As consequências de compor
Vários trabalhos do cantor foram censurados como Cálice, composta em parceria com Gilberto Gil. Em 1974, Chico lançou o disco Sinal Fechado, que continha músicas de outros autores. Para despistar a repressão, o artista escolheu o pseudônimo Julinho de Adelaide para assinar seus trabalhos. “Cheguei a pensar se deveria excluir, mas achei que poderia ser uma atitude pirracenta e até infantil. Sabendo que as pessoas gostariam de ouvi-la, não me achei no direito de não gravá-la.”, afirmou Chico na época.

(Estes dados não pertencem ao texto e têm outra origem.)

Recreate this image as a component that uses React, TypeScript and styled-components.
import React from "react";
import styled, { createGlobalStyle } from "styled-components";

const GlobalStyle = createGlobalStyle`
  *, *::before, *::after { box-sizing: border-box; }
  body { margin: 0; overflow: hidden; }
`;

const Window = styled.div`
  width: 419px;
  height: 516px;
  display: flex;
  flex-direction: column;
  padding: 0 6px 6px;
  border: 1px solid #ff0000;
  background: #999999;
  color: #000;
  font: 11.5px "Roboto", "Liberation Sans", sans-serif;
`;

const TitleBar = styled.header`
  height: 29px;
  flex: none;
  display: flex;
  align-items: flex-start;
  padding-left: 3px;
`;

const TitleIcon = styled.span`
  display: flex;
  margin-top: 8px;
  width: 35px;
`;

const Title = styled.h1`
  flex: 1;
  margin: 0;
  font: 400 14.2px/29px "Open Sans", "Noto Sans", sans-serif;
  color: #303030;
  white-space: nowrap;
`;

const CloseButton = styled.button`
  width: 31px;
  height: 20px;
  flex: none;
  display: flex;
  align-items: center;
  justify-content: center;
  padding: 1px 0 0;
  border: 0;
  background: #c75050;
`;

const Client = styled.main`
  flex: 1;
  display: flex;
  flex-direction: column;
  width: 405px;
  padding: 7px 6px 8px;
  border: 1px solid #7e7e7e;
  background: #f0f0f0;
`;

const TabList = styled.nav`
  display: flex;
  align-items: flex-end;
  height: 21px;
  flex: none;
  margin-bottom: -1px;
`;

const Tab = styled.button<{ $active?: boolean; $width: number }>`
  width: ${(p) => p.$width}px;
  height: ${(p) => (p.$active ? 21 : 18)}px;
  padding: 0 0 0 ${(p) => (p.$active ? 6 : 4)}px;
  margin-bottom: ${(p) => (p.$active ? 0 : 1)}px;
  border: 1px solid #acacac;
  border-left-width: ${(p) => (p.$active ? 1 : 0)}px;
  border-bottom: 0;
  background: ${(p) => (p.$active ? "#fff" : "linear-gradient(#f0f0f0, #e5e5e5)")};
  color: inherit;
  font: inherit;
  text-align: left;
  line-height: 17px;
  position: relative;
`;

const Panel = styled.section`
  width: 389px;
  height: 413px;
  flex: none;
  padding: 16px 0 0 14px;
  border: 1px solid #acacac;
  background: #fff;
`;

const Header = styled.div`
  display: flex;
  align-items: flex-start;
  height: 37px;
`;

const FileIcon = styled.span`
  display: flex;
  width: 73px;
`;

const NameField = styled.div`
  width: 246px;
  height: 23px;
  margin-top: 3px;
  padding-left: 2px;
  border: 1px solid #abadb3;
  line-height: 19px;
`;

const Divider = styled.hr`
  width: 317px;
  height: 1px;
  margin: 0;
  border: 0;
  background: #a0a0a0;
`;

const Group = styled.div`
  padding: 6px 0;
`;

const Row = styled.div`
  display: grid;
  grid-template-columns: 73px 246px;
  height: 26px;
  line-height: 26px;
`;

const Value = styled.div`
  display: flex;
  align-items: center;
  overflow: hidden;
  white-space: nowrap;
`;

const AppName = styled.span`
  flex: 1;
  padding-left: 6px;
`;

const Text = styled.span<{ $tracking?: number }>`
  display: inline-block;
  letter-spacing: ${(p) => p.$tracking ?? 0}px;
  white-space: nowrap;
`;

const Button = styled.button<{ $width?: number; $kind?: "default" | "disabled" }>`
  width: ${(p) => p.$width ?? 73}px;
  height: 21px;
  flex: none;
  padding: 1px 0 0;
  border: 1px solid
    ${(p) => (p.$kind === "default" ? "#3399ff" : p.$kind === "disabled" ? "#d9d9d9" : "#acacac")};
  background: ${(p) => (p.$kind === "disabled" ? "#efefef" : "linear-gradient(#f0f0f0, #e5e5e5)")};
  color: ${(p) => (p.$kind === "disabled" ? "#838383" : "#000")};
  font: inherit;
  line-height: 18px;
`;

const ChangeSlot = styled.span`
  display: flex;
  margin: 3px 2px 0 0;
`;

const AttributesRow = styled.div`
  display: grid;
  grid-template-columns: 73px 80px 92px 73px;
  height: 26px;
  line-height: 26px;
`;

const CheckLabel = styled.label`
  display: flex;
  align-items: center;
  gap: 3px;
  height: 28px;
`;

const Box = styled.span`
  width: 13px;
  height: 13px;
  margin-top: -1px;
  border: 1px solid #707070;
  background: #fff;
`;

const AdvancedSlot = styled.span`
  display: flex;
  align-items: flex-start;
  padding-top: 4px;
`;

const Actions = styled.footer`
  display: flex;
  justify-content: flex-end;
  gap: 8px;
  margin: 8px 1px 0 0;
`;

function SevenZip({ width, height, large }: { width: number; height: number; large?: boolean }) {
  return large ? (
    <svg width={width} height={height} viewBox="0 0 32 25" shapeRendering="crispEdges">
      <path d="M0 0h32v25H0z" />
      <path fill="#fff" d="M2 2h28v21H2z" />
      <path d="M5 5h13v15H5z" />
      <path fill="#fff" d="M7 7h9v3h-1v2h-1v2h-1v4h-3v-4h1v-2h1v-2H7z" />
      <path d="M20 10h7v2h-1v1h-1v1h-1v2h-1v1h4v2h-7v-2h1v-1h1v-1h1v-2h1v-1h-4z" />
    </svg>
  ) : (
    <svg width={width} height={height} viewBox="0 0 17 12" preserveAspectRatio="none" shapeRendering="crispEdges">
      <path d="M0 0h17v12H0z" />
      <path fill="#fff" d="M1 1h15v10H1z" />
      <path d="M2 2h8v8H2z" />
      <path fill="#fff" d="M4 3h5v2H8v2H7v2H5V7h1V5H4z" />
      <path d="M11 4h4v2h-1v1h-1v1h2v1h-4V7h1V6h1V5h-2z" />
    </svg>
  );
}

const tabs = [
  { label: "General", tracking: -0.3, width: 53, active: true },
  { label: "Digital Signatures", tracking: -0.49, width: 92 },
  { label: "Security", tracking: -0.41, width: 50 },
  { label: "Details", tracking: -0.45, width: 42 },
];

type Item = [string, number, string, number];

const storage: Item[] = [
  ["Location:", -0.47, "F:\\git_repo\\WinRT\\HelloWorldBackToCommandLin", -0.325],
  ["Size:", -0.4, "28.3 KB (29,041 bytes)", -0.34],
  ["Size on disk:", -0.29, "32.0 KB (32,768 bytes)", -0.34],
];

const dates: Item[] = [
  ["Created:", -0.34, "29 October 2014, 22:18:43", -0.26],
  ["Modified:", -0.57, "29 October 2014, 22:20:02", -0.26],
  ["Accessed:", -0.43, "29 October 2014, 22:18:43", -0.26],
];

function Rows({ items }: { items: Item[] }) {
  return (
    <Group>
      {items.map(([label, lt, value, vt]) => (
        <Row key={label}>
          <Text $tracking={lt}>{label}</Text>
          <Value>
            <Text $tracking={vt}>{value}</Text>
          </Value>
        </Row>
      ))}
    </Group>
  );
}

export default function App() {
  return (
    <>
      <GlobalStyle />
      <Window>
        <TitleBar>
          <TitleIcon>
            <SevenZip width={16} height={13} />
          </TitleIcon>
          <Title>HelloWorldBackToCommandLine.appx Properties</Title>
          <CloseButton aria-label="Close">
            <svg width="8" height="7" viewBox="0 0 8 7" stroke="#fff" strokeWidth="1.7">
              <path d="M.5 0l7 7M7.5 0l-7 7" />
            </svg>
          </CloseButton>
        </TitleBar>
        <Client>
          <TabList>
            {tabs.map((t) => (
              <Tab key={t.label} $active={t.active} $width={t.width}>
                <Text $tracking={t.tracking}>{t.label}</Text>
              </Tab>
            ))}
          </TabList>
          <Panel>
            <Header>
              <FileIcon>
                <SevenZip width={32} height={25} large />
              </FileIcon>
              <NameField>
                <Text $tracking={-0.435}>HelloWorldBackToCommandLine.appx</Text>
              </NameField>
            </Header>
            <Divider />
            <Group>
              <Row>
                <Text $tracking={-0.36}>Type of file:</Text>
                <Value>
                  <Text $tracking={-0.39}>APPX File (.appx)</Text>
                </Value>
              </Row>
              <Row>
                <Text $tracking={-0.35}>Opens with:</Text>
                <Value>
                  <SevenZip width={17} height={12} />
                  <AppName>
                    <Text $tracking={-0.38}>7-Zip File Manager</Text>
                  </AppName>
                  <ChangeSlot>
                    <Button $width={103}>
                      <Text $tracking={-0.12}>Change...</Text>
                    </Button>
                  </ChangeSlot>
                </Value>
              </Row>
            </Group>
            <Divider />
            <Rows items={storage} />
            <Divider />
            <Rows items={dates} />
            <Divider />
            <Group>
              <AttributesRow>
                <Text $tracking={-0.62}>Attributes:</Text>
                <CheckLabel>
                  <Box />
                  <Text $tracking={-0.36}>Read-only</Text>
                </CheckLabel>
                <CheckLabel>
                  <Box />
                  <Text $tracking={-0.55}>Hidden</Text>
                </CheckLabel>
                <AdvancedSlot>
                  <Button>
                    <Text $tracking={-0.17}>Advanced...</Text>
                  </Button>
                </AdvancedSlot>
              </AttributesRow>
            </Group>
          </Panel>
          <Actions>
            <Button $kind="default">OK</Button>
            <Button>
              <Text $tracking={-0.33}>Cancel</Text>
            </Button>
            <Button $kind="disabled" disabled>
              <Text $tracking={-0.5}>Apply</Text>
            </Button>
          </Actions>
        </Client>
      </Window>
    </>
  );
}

Esta e tantas outras músicas compostas por Chico Buarque e seus amigos refletiram o desgosto popular com o medo que a população tinha com os militares no poder. Você que inventou a tristeza/ Ora, tenha a fineza/ De desinventar/, definia o pedido dos brasileiros, responsabilizando a Ditadura pelo sumiço de parentes e mortes repentinas e inexplicáveis de políticos e pessoas.

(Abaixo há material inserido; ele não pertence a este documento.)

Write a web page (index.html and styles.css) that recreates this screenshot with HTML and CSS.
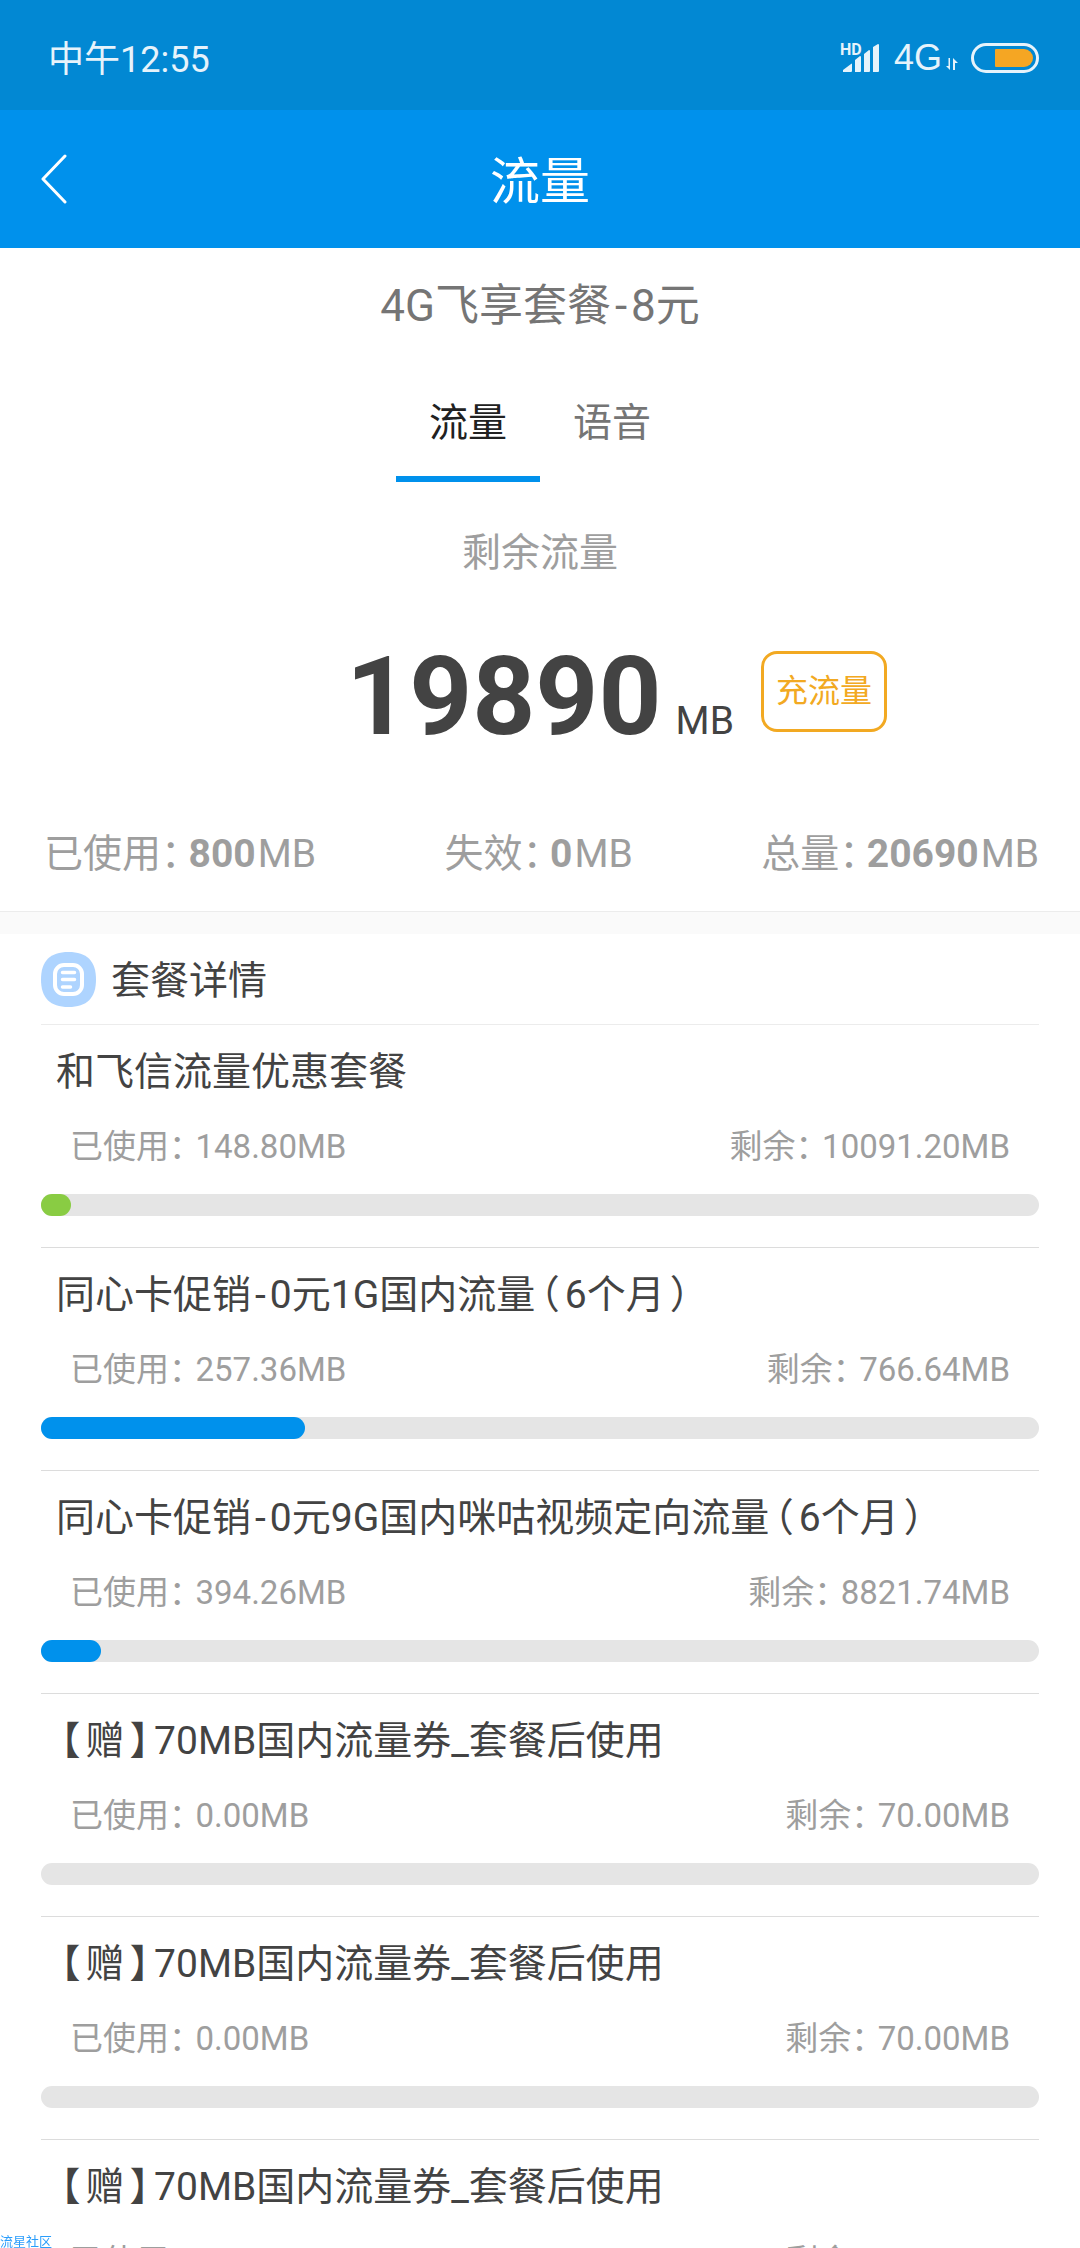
FILE: index.html
```html
<!DOCTYPE html>
<html lang="zh-CN">
<head>
<meta charset="utf-8">
<meta name="viewport" content="width=device-width, initial-scale=1">
<title>流量</title>
<link rel="stylesheet" href="styles.css">
</head>
<body>
<div class="app">
  <div class="status">
    <span class="status-time">中午12:55</span>
    <div class="status-icons">
      <svg class="signal" width="40" height="30" viewBox="0 0 40 30" aria-label="HD">
        <text class="signal-hd" x="0" y="12">HD</text>
        <path d="M3 29v-2l8-6q1-1 1 0v7q0 1-1 1zM15 29V17l5-4q1 0 1 1v14q0 1-1 1zM24 29V11l5-4q1 0 1 1v20q0 1-1 1zM33 29V4l5-3q1 0 1 1v26q0 1-1 1z" fill="currentColor"/>
      </svg>
      <span class="network">4G</span>
      <svg class="arrows" width="12" height="13" viewBox="0 0 12 13" aria-hidden="true">
        <path d="M4 0v12L0 8h2.500V0zM7 12V0l5 5H9v7z" fill="currentColor"/>
      </svg>
      <svg class="battery" width="68" height="30" viewBox="0 0 68 30" aria-label="电量">
        <rect x="1.500" y="1.500" width="65" height="27" rx="13.500" fill="none" stroke="currentColor" stroke-width="3"/>
        <path d="M25 6h28a9 9 0 0 1 0 18H25q-1 0-1-1V7q0-1 1-1z" fill="#f5a623"/>
      </svg>
    </div>
  </div>

  <header class="topbar">
    <button class="back" type="button" aria-label="返回">
      <svg width="26" height="50" viewBox="0 0 26 50" aria-hidden="true">
        <path d="M24 2L2 25l22 23" fill="none" stroke="currentColor" stroke-width="3" stroke-linecap="round" stroke-linejoin="round"/>
      </svg>
    </button>
    <h1 class="topbar-title">流量</h1>
  </header>

  <main class="content">
    <section class="summary">
      <h2 class="plan">4G飞享套餐<span class="dash">-</span>8元</h2>
      <div class="tabs" role="tablist">
        <button class="tab tab-active" type="button" role="tab" aria-selected="true">流量</button>
        <button class="tab" type="button" role="tab" aria-selected="false">语音</button>
      </div>
      <p class="remain-label">剩余流量</p>
      <div class="remain">
        <p class="remain-value"><strong class="remain-number">19890</strong><span class="remain-unit">MB</span></p>
        <button class="recharge" type="button">充流量</button>
      </div>
      <div class="stats">
        <p>已使用<span class="half">：</span><strong class="stat-number">800</strong>MB</p>
        <p>失效<span class="half">：</span><strong class="stat-number">0</strong>MB</p>
        <p>总量<span class="half">：</span><strong class="stat-number">20690</strong>MB</p>
      </div>
    </section>

    <section class="details">
      <div class="details-head">
        <svg width="55" height="55" viewBox="0 0 55 55" aria-hidden="true">
          <path d="M27.500 0C46 0 55 9 55 27.500S46 55 27.500 55 0 46 0 27.500 9 0 27.500 0z" fill="#aed4ff"/>
          <rect x="14" y="13" width="27" height="29" rx="9" fill="none" stroke="#fff" stroke-width="4"/>
          <path d="M21.500 20.500h12M21.500 27.500h12M21.500 35h8" stroke="#fff" stroke-width="3.500" stroke-linecap="round"/>
        </svg>
        <h2 class="details-title">套餐详情</h2>
      </div>
      <ul class="list">
        <li class="item">
          <h3 class="item-title">和飞信流量优惠套餐</h3>
          <div class="item-usage"><span>已使用<span class="half">：</span>148.80MB</span><span>剩余<span class="half">：</span>10091.20MB</span></div>
          <div class="bar"><div class="bar-fill bar-green" style="width:3%"></div></div>
        </li>
        <li class="item">
          <h3 class="item-title">同心卡促销<span class="dash">-</span>0元1G国内流量<span class="bracket">（</span>6个月<span class="bracket">）</span></h3>
          <div class="item-usage"><span>已使用<span class="half">：</span>257.36MB</span><span>剩余<span class="half">：</span>766.64MB</span></div>
          <div class="bar"><div class="bar-fill" style="width:26.5%"></div></div>
        </li>
        <li class="item">
          <h3 class="item-title">同心卡促销<span class="dash">-</span>0元9G国内咪咕视频定向流量<span class="bracket">（</span>6个月<span class="bracket">）</span></h3>
          <div class="item-usage"><span>已使用<span class="half">：</span>394.26MB</span><span>剩余<span class="half">：</span>8821.74MB</span></div>
          <div class="bar"><div class="bar-fill" style="width:6%"></div></div>
        </li>
        <li class="item">
          <h3 class="item-title"><span class="bracket">【</span>赠<span class="bracket">】</span>70MB国内流量券_套餐后使用</h3>
          <div class="item-usage"><span>已使用<span class="half">：</span>0.00MB</span><span>剩余<span class="half">：</span>70.00MB</span></div>
          <div class="bar"></div>
        </li>
        <li class="item">
          <h3 class="item-title"><span class="bracket">【</span>赠<span class="bracket">】</span>70MB国内流量券_套餐后使用</h3>
          <div class="item-usage"><span>已使用<span class="half">：</span>0.00MB</span><span>剩余<span class="half">：</span>70.00MB</span></div>
          <div class="bar"></div>
        </li>
        <li class="item">
          <h3 class="item-title"><span class="bracket">【</span>赠<span class="bracket">】</span>70MB国内流量券_套餐后使用</h3>
          <div class="item-usage"><span>已使用<span class="half">：</span>0.00MB</span><span>剩余<span class="half">：</span>70.00MB</span></div>
          <div class="bar"></div>
        </li>
      </ul>
    </section>
  </main>
  <span class="watermark">流星社区</span>
</div>
</body>
</html>
```

FILE: styles.css
```css
* {
  box-sizing: border-box;
}

body,
h1,
h2,
h3,
p,
ul {
  margin: 0;
  padding: 0;
  font-weight: 400;
}

body {
  background: #fff;
  color: #434343;
  font-family: Roboto, "Noto Sans CJK SC", sans-serif;
  font-size: 39px;
}

button {
  margin: 0;
  padding: 0;
  border: 0;
  background: none;
  color: inherit;
  font: inherit;
  cursor: pointer;
}

svg {
  display: block;
  flex: none;
}

.app {
  display: flex;
  flex-direction: column;
  height: 100vh;
}

/* Status bar */
.status {
  display: flex;
  flex: none;
  align-items: center;
  justify-content: space-between;
  height: 110px;
  padding: 6px 41px 0 48px;
  background: #0288d3;
  color: #e6f3fb;
}

.status-time {
  padding-top: 4px;
  font-size: 36px;
  line-height: 40px;
}

.status-icons {
  display: flex;
  align-items: center;
}

.signal-hd {
  fill: currentColor;
  font-size: 16px;
  font-weight: 700;
}

.network {
  margin-left: 14px;
  font-family: "Liberation Sans", sans-serif;
  font-size: 36px;
  line-height: 36px;
}

.arrows {
  align-self: flex-end;
  margin: 0 13px 5px 4px;
}

/* Title bar */
.topbar {
  display: grid;
  flex: none;
  grid-template-columns: 1fr auto 1fr;
  align-items: center;
  height: 138px;
  padding: 0 41px;
  background: #0091ec;
  color: #fff;
}

.back {
  justify-self: start;
}

.topbar-title {
  padding-top: 6px;
  font-size: 50px;
  line-height: 60px;
}

.content {
  flex: 1;
  min-height: 0;
  overflow-y: auto;
  scrollbar-width: none;
}

/* Summary */
.summary {
  border-bottom: 1px solid #ececec;
  padding: 2px 0 27px;
  text-align: center;
}

.plan {
  color: #757575;
  font-size: 44px;
  line-height: 112px;
}

.tabs {
  display: flex;
  justify-content: center;
  margin-top: 4px;
}

.tab {
  width: 144px;
  padding-top: 4px;
  border-bottom: 6px solid transparent;
  color: #757575;
  line-height: 106px;
}

.tab-active {
  border-color: #0091ec;
  color: #212121;
}

.remain-label {
  margin-top: 41px;
  color: #9e9e9e;
  line-height: 60px;
}

.remain {
  display: grid;
  grid-template-columns: 1fr auto 1fr;
  align-items: start;
  margin-top: 59px;
}

.remain-value {
  display: flex;
  grid-column: 2;
  align-items: baseline;
  gap: 14px;
}

.remain-number {
  font-size: 110px;
  font-weight: 700;
  line-height: 110px;
}

.remain-unit {
  line-height: 50px;
}

.recharge {
  justify-self: start;
  margin: 9px 0 0 27px;
  padding: 0 12px;
  border: 3px solid #f2a922;
  border-radius: 16px;
  color: #f2a922;
  font-size: 32px;
  line-height: 75px;
}

.stats {
  display: flex;
  justify-content: space-between;
  margin-top: 72px;
  padding: 0 41px 0 44px;
  color: #9e9e9e;
  line-height: 60px;
}

.stat-number {
  margin-right: 2px;
  font-weight: 700;
}

/* Half-width punctuation */
.half,
.bracket {
  font-feature-settings: "halt";
}

.half {
  margin-right: 8px;
}

.bracket {
  margin: 0 5px;
}

.dash {
  margin: 0 4px;
}

/* Details */
.details {
  border-top: 22px solid #fafafa;
  padding: 0 41px;
}

.details-head {
  display: flex;
  align-items: center;
  gap: 15px;
  height: 91px;
  border-bottom: 1px solid #ececec;
}

.details-title {
  padding-top: 4px;
  font-size: 39px;
  line-height: 50px;
}

.list {
  list-style: none;
}

.item {
  padding: 22px 0 31px;
  border-bottom: 1px solid #dcdcdc;
}

.item-title {
  padding: 0 15px;
  font-size: 39px;
  line-height: 51px;
}

.item-usage {
  display: flex;
  justify-content: space-between;
  margin: 27px 0 25px;
  padding: 0 29px;
  color: #9e9e9e;
  font-size: 33px;
  line-height: 44px;
}

.item-usage .half {
  margin-right: 10px;
}

.bar {
  height: 22px;
  border-radius: 11px;
  background: #e5e5e5;
}

.bar-fill {
  height: 100%;
  border-radius: 11px;
  background: #0091ec;
}

.bar-green {
  background: #89cc43;
}

.watermark {
  position: fixed;
  bottom: 0;
  left: 0;
  color: #2a9dfb;
  font-size: 13px;
  line-height: 12px;
}
```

Apesar dos reflexos causados por esse evento, Chico refletia a ansiedade de que o regime chegaria ao fim. Do início da música até o fim dela, ele e o coro repetem: Apesar de você/ Amanhã há de ser/ Outro dia/.
Letra completa:
Hoje você é quem manda/ Falou, tá falado/ Não tem discussão/ A minha gente hoje anda/ Falando de lado/ E olhando pro chão, viu/ Você que inventou esse estado/ E inventou de inventar/ Toda a escuridão/ Você que inventou o pecado/ Esqueceu-se de inventar/ O perdão/ Apesar de você/ Amanhã há de ser/ Outro dia/ Eu pergunto a você/ Onde vai se esconder/ Da enorme euforia/ Como vai proibir/ Quando o galo insistir/ Em cantar/ Água nova brotando/ E a gente se amando/ Sem parar/ Quando chegar o momento/Esse meu sofrimento/ Vou cobrar com juros, juro/ Todo esse amor reprimido/ Esse grito contido/ Este samba no escuro/ Você que inventou a tristeza/ Ora, tenha a fineza/ De desinventar/ Você vai pagar e é dobrado/ Cada lágrima rolada/ Nesse meu penar/ Apesar de você/ Amanhã há de ser/ Outro dia/ Inda pago pra ver/ O jardim florescer/ Qual você não queria/ Você vai se amargar/ Vendo o dia raiar/ Sem lhe pedir licença/ E eu vou morrer de rir/ Que esse dia há de vir/ Antes do que você pensa/ Apesar de você/ Amanhã há de ser/ Outro dia/ Você vai ter que ver/ A manhã renascer/ E esbanjar poesia/ Como vai se explicar/ Vendo o céu clarear/ De repente, impunemente/ Como vai abafar/ Nosso coro a cantar/ Na sua frente/ Apesar de você/ Amanhã há de ser/ Outro dia/ Você vai se dar mal/ Etc. e tal.